Thursday 16 January 2020

ハントケ氏のノーベル賞

先日、イランのミサイル誤射で、ウクライナ機が撃墜される事件があった。イランは当初関与を否定したが、3日後には認めざるを得なかった。結果的には紛争の長期化が避けられたが、逆に政府の立場は弱くなった。

思い出したのは、コソボ紛争の時に起きたNATOによるベオグラードの放送局の誤爆である。4年前にセルビアを旅した時、その半壊したビルを見に行った。今でも当時のまま保存されていて、広場には犠牲になった人々の写真が飾られていた。セルビアは兎角残虐なイメージがつき纏うが、こうして被害に遭った様子を目の前にすると、そんな気持ちも吹っ飛ぶというものだ。
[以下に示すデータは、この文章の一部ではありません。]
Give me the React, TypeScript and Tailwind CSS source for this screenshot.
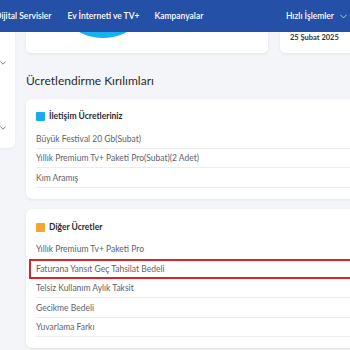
import React from "react";

const Chevron = ({ className = "" }: { className?: string }) => (
  <svg viewBox="0 0 10 6" className={className} fill="none" stroke="currentColor" strokeWidth="1.3" strokeLinecap="round" strokeLinejoin="round">
    <path d="M1 1l4 4 4-4" />
  </svg>
);

const Row = ({ text }: { text: string }) => (
  <div className="h-[19.5px] ml-[10px] flex items-center border-b border-[#ececef] text-[8.5px] text-[#62626c]">
    <span className="pt-[2px]">{text}</span>
  </div>
);

export default function App() {
  return (
    <div
      className="w-[350px] h-[350px] overflow-hidden bg-[#f4f5f8] relative"
      style={{ fontFamily: "Lato, 'Open Sans', sans-serif" }}
    >
      <div className="h-[32px] bg-[#2450a8] flex items-center text-white text-[8.5px] font-semibold relative z-10 whitespace-nowrap">
        <span className="-ml-[5px]">Dijital Servisler</span>
        <span className="ml-[16px]">Ev İnterneti ve TV+</span>
        <span className="ml-[15px]">Kampanyalar</span>
        <span className="ml-auto text-[8.5px]">Hızlı İşlemler</span>
        <Chevron className="w-[7px] h-[5px] ml-[6px] mr-[3px] text-[#c9d4ee]" />
      </div>

      <div className="flex">
        <div className="w-[15px] h-[116px] bg-white rounded-br-[6px] shadow-[0_1px_3px_rgba(0,0,0,0.06)] flex flex-col items-end text-[#555]">
          <Chevron className="w-[6px] h-[4px] mt-[29px] mr-[9px]" />
          <Chevron className="w-[6px] h-[4px] mt-[61px] mr-[9px]" />
        </div>

        <div className="ml-[11px] w-[360px] shrink-0">
          <div className="flex gap-[12px]">
            <div className="w-[242px] h-[21px] bg-white rounded-b-[5px] shadow-[0_1px_3px_rgba(0,0,0,0.08)] relative overflow-hidden">
              <div className="absolute left-[27px] -top-[94px] w-[100px] h-[100px] rounded-full bg-[#1ab0ef]" />
            </div>
            <div className="flex-1 h-[21px] bg-white rounded-bl-[5px] shadow-[0_1px_3px_rgba(0,0,0,0.08)] pl-[10px] text-[7.5px] font-bold text-[#333] whitespace-nowrap">
              <div className="pt-[1px] leading-[10px]">25 Şubat 2025</div>
            </div>
          </div>

          <div className="mt-[20px] h-[16px] text-[12px] text-[#2b2b33] leading-[16px]">
            Ücretlendirme Kırılımları
          </div>

          <div className="mt-[10px] bg-white rounded-[6px] shadow-[0_1px_3px_rgba(0,0,0,0.08)] pt-[10px] pb-[11px]">
            <div className="h-[14px] ml-[10px] flex items-center gap-[4px]">
              <div className="w-[9px] h-[9px] bg-[#17acf0] rounded-[1px]" />
              <span className="text-[8.5px] font-bold text-[#2b2b33]">İletişim Ücretleriniz</span>
            </div>
            <div className="mt-[6px]">
              <Row text="Büyük Festival 20 Gb(Subat)" />
              <Row text="Yıllık Premium Tv+ Paketi Pro(Subat)(2 Adet)" />
              <Row text="Kım Aramış" />
            </div>
          </div>

          <div className="mt-[10.5px] bg-white rounded-[6px] shadow-[0_1px_3px_rgba(0,0,0,0.08)] pt-[11px] pb-[11px]">
            <div className="h-[14px] ml-[10px] flex items-center gap-[4px]">
              <div className="w-[9px] h-[9px] bg-[#f7a530] rounded-[1px]" />
              <span className="text-[8.5px] font-bold text-[#2b2b33]">Diğer Ücretler</span>
            </div>
            <div className="mt-[5px]">
              <div className="h-[19.5px] ml-[10px] flex items-center text-[8.5px] text-[#62626c]">
                <span className="pt-[2px]">Yıllık Premium Tv+ Paketi Pro</span>
              </div>
              <div className="h-[20px] ml-[3px] pl-[5px] flex items-center border-2 border-[#d8242c] text-[8.5px] text-[#62626c]">
                <span className="pt-[1px]">Faturana Yansıt Geç Tahsilat Bedeli</span>
              </div>
              <Row text="Telsiz Kullanım Aylık Taksit" />
              <Row text="Gecikme Bedeli" />
              <Row text="Yuvarlama Farkı" />
            </div>
          </div>
        </div>
      </div>
    </div>
  );
}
一方ボツニアの田舎に行くと、セルビア軍に依って無差別に殺戮された人々の広大な墓地もあった。所謂ジェノサイト(民族浄化)で、ワシントンのアーリントン墓地のように一面碑が敷き詰められ、その数の多さに驚かされた。その指揮を取ったのが、ミロシェヴィッチ前大統領である。裁判で有罪になった人だが、2019年のノーベル文学賞を取ったペーター・ハントケという作家は、NATOを批判しミロシェヴィッチを擁護しているという。西側にいるとマスコミが偏りがちになる事は覚悟しているが、ハントケ氏が受賞した背景は何だったのだろう?ただでさえも複雑で分かり難いバルカン半島である。旅の続きで、その辺のカラクリを知りたくなった。